Former Georgian president Mikheil Saakashvili surrounded by supporters in 2019
Former Georgian president Mikheil Saakashvili was welcomed by his supporters in Ukraine in 2019Image: Imago Images/ZUMA Press/S. Chuzavkov

Mikheil Saakashvili told supporters in a video posted to Facebook on Friday that he has returned to Georgia from Ukraine ahead of municipal elections Saturday.

"I risked my life and freedom to be back," Saakashvili said on Facebook. On Monday, he had announced his planned return to Georgia, stating he intended to fly to Tbilisi on Saturday night.

"I call on everyone to go to the elections and vote for the United National Movement," he said in the video, referring to the main Georgian opposition party he founded.

Authorities deny Saakashvili's claim of return 

Georgia's Prime Minister Irakli Garibashvili said on Monday that Saakashvili would be "immediately arrested and brought to prison" if he set foot on Georgian soil. 

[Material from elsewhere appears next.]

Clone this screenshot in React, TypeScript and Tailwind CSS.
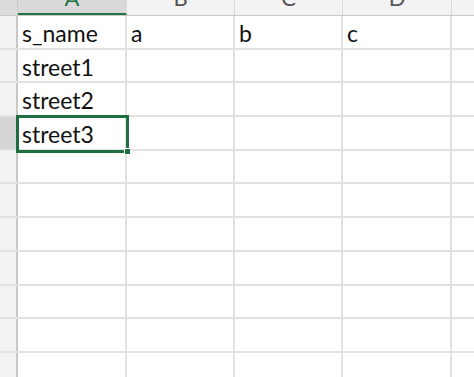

On Friday, the country's Interior Ministry told independent Formula TV that "Saakashvili did not cross Georgia's state border."

Saakashvili said in his video that he is in Batumi, a city in Western Georgia on the Black Sea coast.

Ruling Georgian Dream party chairman Irakli Kobakhidze also said the video was fake, and that Saakashvili was not in the country. 

Seen as a pro-Western reformer, Saakashvili left Georgia in 2013 when his second term in office ended. In Georgia, Saakashvili is wanted on abuse of office charges, which he asserts are politically motivated.

Western governments have condemned the crackdown on Saakashvili by the ruling Georgian Dream party as a witch hunt. Interpol has turned down multiple requests for his arrest. 

Saakashvili has been working and living in Ukraine for years, previously as the governor of the Odessa region, and currently as the head of a government agency in charge of reforms.

Return ahead of election

Saturday's municipal elections are being seen as a key test for the ruling party, which has recently dropped in popularity.

Georgia was plunged into political turmoil last year after opposition parties said elections won narrowly by the Georgian Dream party were rigged.

"Everyone must go to the polls and vote, and on October 3 we must fill the Freedom Square. If there are 100,000 people, no one can defeat us," said Saakashvili in the video.